Any disputes arising from these Terms shall be resolved through binding arbitration. The Parties agree that any and all disputes, claims or controversies arising out of or relating to this Agreement shall be submitted to JAMS, or its successor, for mediation, and if the matter is not resolved through mediation, then it shall be submitted to JAMS, or its successor, for final and binding arbitration in accordance with the JAMS International Arbitration Rules. The place of arbitration will be located in the United States and the proceedings shall be in English.

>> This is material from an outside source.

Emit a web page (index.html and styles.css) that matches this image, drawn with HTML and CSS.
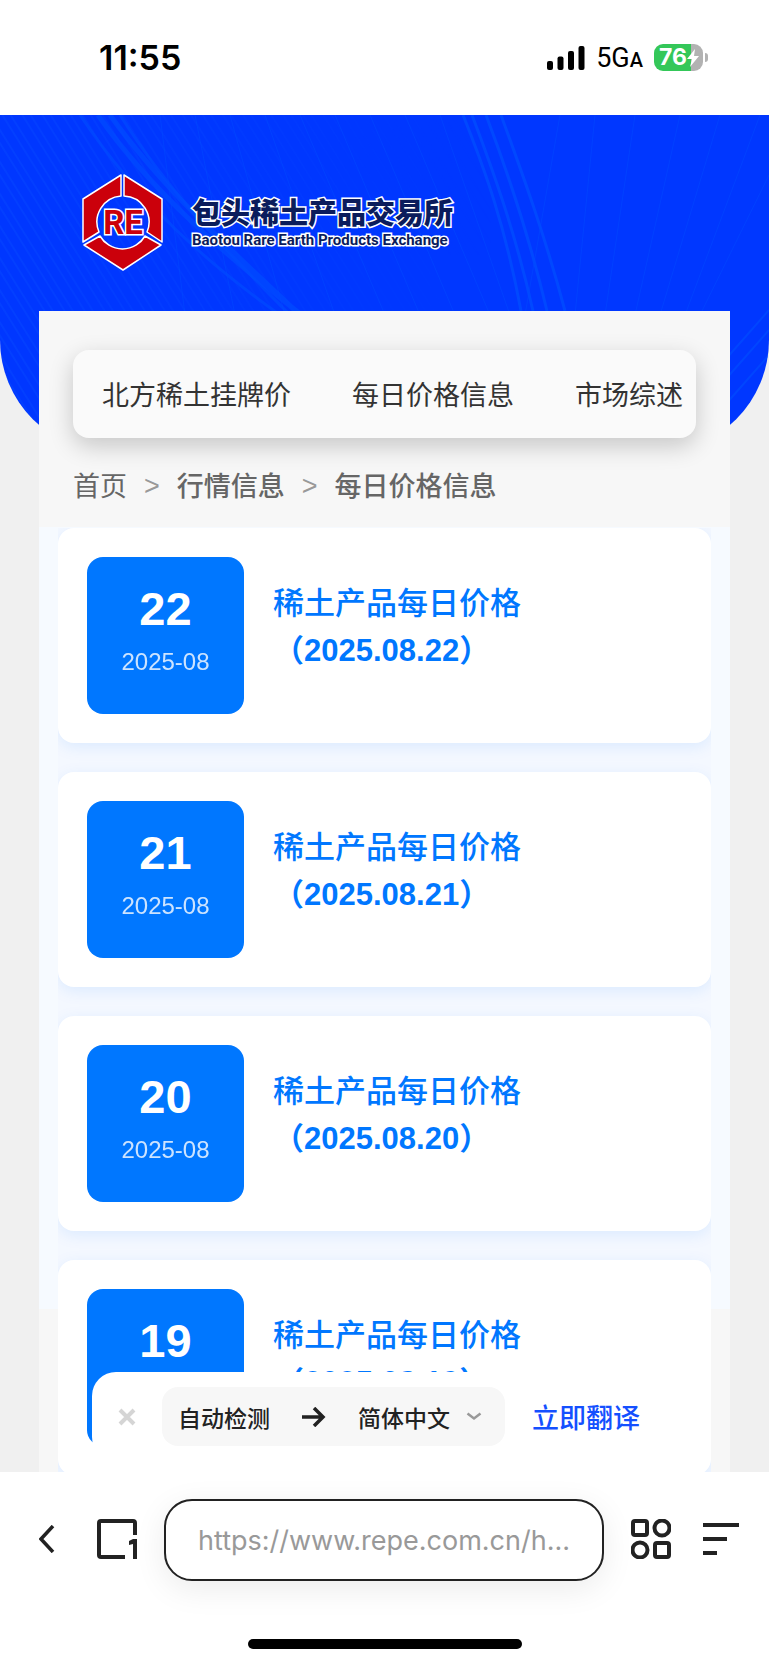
FILE: index.html
```html
<!DOCTYPE html>
<html lang="zh-CN">
<head>
<meta charset="utf-8">
<meta name="viewport" content="width=device-width, initial-scale=1">
<title>每日价格信息 - 包头稀土产品交易所</title>
<link rel="stylesheet" href="styles.css">
</head>
<body>
<div class="phone">
  <div class="status">
    <span class="clock">11:55</span>
    <div class="status-right">
      <svg class="signal" width="38" height="24" viewBox="0 0 38 24"><rect x="0" y="15" width="6" height="9" rx="2"/><rect x="10.500" y="10.500" width="6" height="13.500" rx="2"/><rect x="21" y="5" width="6" height="19" rx="2"/><rect x="31.500" y="0" width="6" height="24" rx="2"/></svg>
      <span class="network">5G<small>A</small></span>
      <span class="battery"><span class="level">76</span><svg width="12" height="18" viewBox="0 0 12 18"><path d="M8 0 0 10h5l-2 8 9-11H7z" fill="#fff"/></svg></span>
    </div>
  </div>

  <div class="site">
    <header class="banner">
      <svg class="banner-lines" viewBox="0 0 769 337" preserveAspectRatio="none" fill="none">
        <defs>
          <pattern id="weave" width="17" height="60" patternUnits="userSpaceOnUse" patternTransform="rotate(-32)"><path d="M2 0v60M9 0v60" stroke="#0d57ff" stroke-width="1.500"/></pattern>
          <linearGradient id="fade" x1="0" x2="1"><stop offset="0" stop-color="#fff"/><stop offset=".45" stop-color="#fff" stop-opacity=".25"/><stop offset=".65" stop-color="#fff" stop-opacity="0"/></linearGradient>
          <mask id="left"><rect width="769" height="337" fill="url(#fade)"/></mask>
        </defs>
        <rect width="769" height="337" fill="url(#weave)" opacity=".35" mask="url(#left)"/>
        <g stroke="#004cff">
          <path stroke-width="5" opacity=".7" d="M98 0C150 75 225 140 308 205M110 0C160 70 225 130 300 200"/>
          <path stroke-width="3" opacity=".6" d="M120 0C170 80 240 150 290 200M80 0C140 90 210 150 280 200"/>
          <path stroke-width="3" opacity=".8" d="M463 0C485 55 505 110 521 196M472 0C494 58 516 120 533 196M486 0C508 58 529 120 547 196M501 0C521 55 545 120 565 196"/>
          <path stroke-width="1" opacity=".5" d="M160 0 185 200M195 0 235 200M230 0 285 200M265 0 335 200M300 0 385 200M335 0 420 200M370 0 455 200M405 0 490 200M440 0 510 200M560 0 525 200M595 0 575 200M635 0 605 200M680 0 635 200M720 0 660 200M760 0 685 200M769 60 700 200"/>
          <path stroke-width="2" opacity=".7" d="M769 195 725 245M769 215 725 265M769 240 725 290M769 275 725 325"/>
        </g>
      </svg>
      <a class="brand" href="#">
        <svg width="84" height="98" viewBox="0 0 84 98">
          <g fill="#cb000b" stroke="#fff" stroke-width="1.500" stroke-linejoin="round">
            <path d="M40 1v21A26 26 0 0 0 18 58L2 68V25z"/>
            <path d="M43 1v21a26 26 0 0 1 23 36l15 10V25z"/>
            <path d="M3 71 19 62a26 26 0 0 0 45 0l16 9-38 25z"/>
          </g>
          <text class="logo-mark" x="42" y="60" text-anchor="middle">RE</text>
        </svg>
        <span class="brand-text"><span class="brand-cn">包头稀土产品交易所</span><span class="brand-en">Baotou Rare Earth Products Exchange</span></span>
      </a>
    </header>

    <main class="sheet">
      <nav class="tabs"><a href="#">北方稀土挂牌价</a><a href="#">每日价格信息</a><a href="#">市场综述</a></nav>
      <nav class="crumbs"><a href="#">首页</a><span>&gt;</span><a class="strong" href="#">行情信息</a><span>&gt;</span><a class="strong" href="#">每日价格信息</a></nav>
      <div class="backdrop">
        <div class="list">
          <article class="card"><time class="date" datetime="2025-08-22"><b>22</b><span>2025-08</span></time><h2><a href="#">稀土产品每日价格<b>（2025.08.22）</b></a></h2></article>
          <article class="card"><time class="date" datetime="2025-08-21"><b>21</b><span>2025-08</span></time><h2><a href="#">稀土产品每日价格<b>（2025.08.21）</b></a></h2></article>
          <article class="card"><time class="date" datetime="2025-08-20"><b>20</b><span>2025-08</span></time><h2><a href="#">稀土产品每日价格<b>（2025.08.20）</b></a></h2></article>
          <article class="card"><time class="date" datetime="2025-08-19"><b>19</b><span>2025-08</span></time><h2><a href="#">稀土产品每日价格<b>（2025.08.19）</b></a></h2></article>
        </div>
      </div>
    </main>
  </div>

  <footer class="dock">
    <div class="translate">
      <button class="close" aria-label="关闭"><svg width="18" height="18" viewBox="0 0 18 18"><path d="m2 2 14 14M16 2 2 16" stroke="#d5d5d5" stroke-width="4"/></svg></button>
      <div class="langs">
        <button>自动检测</button>
        <svg width="24" height="20" viewBox="0 0 24 20" fill="none" stroke="#222" stroke-width="3.500"><path d="M0 10h21M12 1l9 9-9 9"/></svg>
        <button class="target">简体中文<svg width="16" height="9" viewBox="0 0 16 9" fill="none" stroke="#999" stroke-width="2.500"><path d="m1.500 1.500 6.500 5 6.500-5"/></svg></button>
      </div>
      <button class="go">立即翻译</button>
    </div>
    <div class="toolbar">
      <button aria-label="返回"><svg width="16" height="28" viewBox="0 0 16 28" fill="none" stroke="#222" stroke-width="3.500"><path d="M14 1 2 14l12 13"/></svg></button>
      <button class="pages" aria-label="标签页"><svg width="40" height="40" viewBox="0 0 40 40" fill="none" stroke="#222" stroke-width="4"><path d="M28 38H4a2 2 0 0 1-2-2V4a2 2 0 0 1 2-2h32a2 2 0 0 1 2 2v12"/><path d="M40 20v20h-4V25l-4 1v-4l4-2z" fill="#222" stroke="none"/></svg></button>
      <input class="url" type="text" aria-label="网址" value="https://www.repe.com.cn/h..." readonly>
      <button aria-label="应用"><svg width="40" height="40" viewBox="0 0 40 40" fill="none" stroke="#222" stroke-width="4"><rect x="2" y="2" width="14" height="14" rx="2"/><circle cx="31" cy="9" r="7.500"/><circle cx="9" cy="31" r="7.500"/><rect x="24" y="24" width="14" height="14" rx="2"/></svg></button>
      <button class="menu" aria-label="菜单"><svg width="36" height="32" viewBox="0 0 36 32" fill="#222"><path d="M0 0h36v4H0zM0 14h24v4H0zM0 28h14v4H0z"/></svg></button>
    </div>
    <div class="home"></div>
  </footer>
</div>
</body>
</html>
```
FILE: styles.css
```css
* { box-sizing: border-box; }
body { margin: 0; background: #fff; font-family: "Liberation Sans", "Noto Sans CJK SC", sans-serif; color: #333; }
a { color: inherit; text-decoration: none; }
button { border: 0; padding: 0; background: none; font: inherit; color: inherit; display: flex; align-items: center; }
svg { display: block; flex: none; }
.phone { min-height: 100vh; display: flex; flex-direction: column; }

.status { height: 115px; flex: none; padding: 0 62px 0 99px; display: flex; align-items: center; justify-content: space-between; font-family: Inter, sans-serif; color: #000; }
.clock { font-size: 34px; font-weight: 600; }
.status-right { display: flex; align-items: center; gap: 11px; }
.network { font: 400 27px/32px Roboto, sans-serif; padding-top: 3px; }
.network small { font-size: 20px; font-weight: 500; }
.battery { position: relative; width: 49px; height: 27px; border-radius: 9px; background: linear-gradient(90deg, #34c759 76%, #b2b2b2 76%); display: flex; align-items: center; padding-left: 5px; color: #fff; margin-right: 4px; }
.battery::after { content: ""; position: absolute; left: 51px; top: 9px; width: 3px; height: 9px; border-radius: 0 4px 4px 0; background: #b2b2b2; }
.level { font-size: 23px; line-height: 27px; font-weight: 700; }

.site { flex: 1 1 0; min-height: 0; overflow: hidden; position: relative; background: #f0f0f0; }
.banner { height: 337px; background: #0037ff; border-radius: 0 0 112px 112px; overflow: hidden; position: relative; padding: 59px 81px; }
.banner-lines { position: absolute; inset: 0; width: 100%; height: 100%; }
.brand { position: relative; display: flex; align-items: center; gap: 27px; }
.logo-mark { font: 700 33px Roboto, sans-serif; fill: #cb000b; stroke: #fff; stroke-width: 3px; paint-order: stroke; }
.brand-text { display: flex; flex-direction: column; color: #0b1c5c; -webkit-text-stroke: 3px #fff; paint-order: stroke fill; white-space: nowrap; }
.brand-cn { font: 900 29px/34px "Noto Sans CJK SC", sans-serif; }
.brand-en { font: 700 15px/24px Roboto, sans-serif; }

.sheet { position: relative; margin: -141px 39px 0; padding-top: 39px; background: #f7f7f7; }
.tabs { margin: 0 34px; height: 88px; padding: 0 0 2px 29px; display: flex; align-items: center; gap: 61px; border-radius: 16px; background: #fafafa; box-shadow: 0 8px 24px rgba(0, 0, 0, .2); font-size: 27px; white-space: nowrap; overflow: hidden; }
.crumbs { margin: 0 34px; height: 89px; padding-top: 4px; display: flex; align-items: center; gap: 17px; font-size: 27px; color: #666; white-space: nowrap; }
.crumbs span { color: #999; padding-top: 4px; }
.strong { font-weight: 500; }
.backdrop { padding: 1px 19px 0; background: linear-gradient(#f6faff 782px, #f7f7f7 782px); }
.list { display: flex; flex-direction: column; gap: 29px; background: #f4f8ff; overflow: hidden; }
.card { display: flex; gap: 29px; padding: 29px; border-radius: 16px; background: #fff; box-shadow: 0 4px 16px rgba(0, 119, 255, .1); }
.date { flex: none; width: 157px; height: 157px; border-radius: 16px; background: #0077ff; color: #fff; display: flex; flex-direction: column; align-items: center; padding-top: 25px; }
.date b { font-size: 47px; line-height: 54px; }
.date span { font-size: 24px; line-height: 28px; margin-top: 12px; opacity: .8; }
.card h2 { margin: 23px 0 0; font-size: 31px; line-height: 47px; font-weight: 500; color: #0077ff; }
.card h2 b { display: block; }

.dock { position: relative; height: 193px; flex: none; background: #fff; padding-top: 27px; font-family: "Noto Sans CJK SC", sans-serif; }
.translate { position: absolute; left: 92px; right: 92px; bottom: 204px; height: 89px; border-radius: 24px; background: #fff; display: flex; align-items: center; padding-left: 26px; color: #222; }
.langs { width: 343px; height: 59px; margin: 0 27px 0 26px; padding: 0 16px; border-radius: 16px; background: #f7f7f7; display: flex; align-items: center; gap: 32px; font-size: 23px; font-weight: 500; white-space: nowrap; }
.target { gap: 16px; }
.go { font-size: 27px; font-weight: 500; color: #1450ff; }
.toolbar { display: flex; align-items: center; padding: 0 30px 0 39px; height: 82px; }
.toolbar button { padding-bottom: 3px; }
.pages { margin: 0 27px 0 42px; }
.url { flex: 1; min-width: 0; height: 82px; margin-right: 27px; padding: 0 0 0 32px; border: 2px solid #222; border-radius: 28px; background: #fff; box-shadow: 0 8px 32px rgba(0, 0, 0, .08); font: 400 27px Inter, sans-serif; color: #999; outline: 0; }
.menu { margin-left: 32px; }
.home { width: 274px; height: 10px; margin: 58px auto 0; border-radius: 5px; background: #000; }
```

Judgment upon the award rendered by the arbitrator(s) may be entered in any court having jurisdiction thereof.

11.3 Bankruptcy Court Jurisdiction

Notwithstanding the arbitration clause, all matters related to the validity, priority, or allowance of claims in the FTX bankruptcy case remain subject to the exclusive jurisdiction of the United States Bankruptcy Court for the District of Delaware.

12. Miscellaneous

12.1 Entire Agreement

These Terms, together with the Claims-Trade Facilitator and Intermediary Administrative Services Agreement, Assignment Agreement and any supplemental disclosures, constitute the entire agreement between you and the Platform.

12.2 Amendments

The Platform may update these Terms at any time. Material changes will be communicated via email or prominent notice on the Platform. Your continued use of this website following the posting of revised Terms and Conditions means that you accept and agree to the changes.

12.3 Severability

If any provision of these Terms is found to be unenforceable, the remaining provisions shall remain in full force and effect.

12.4 No Waiver

The Platform's failure to enforce any right or provision of these Terms does not constitute a waiver of that right or provision. Any rights not expressly granted herein are reserved by the Platform.

13. Contact Information

For questions regarding these Terms of Service, please contact:

FTX-CHINA.COM
Team@ftx-china.com

By clicking "I Agree" or submitting your claim, you acknowledge that you have read, understood, and agree to be bound by these Terms of Service.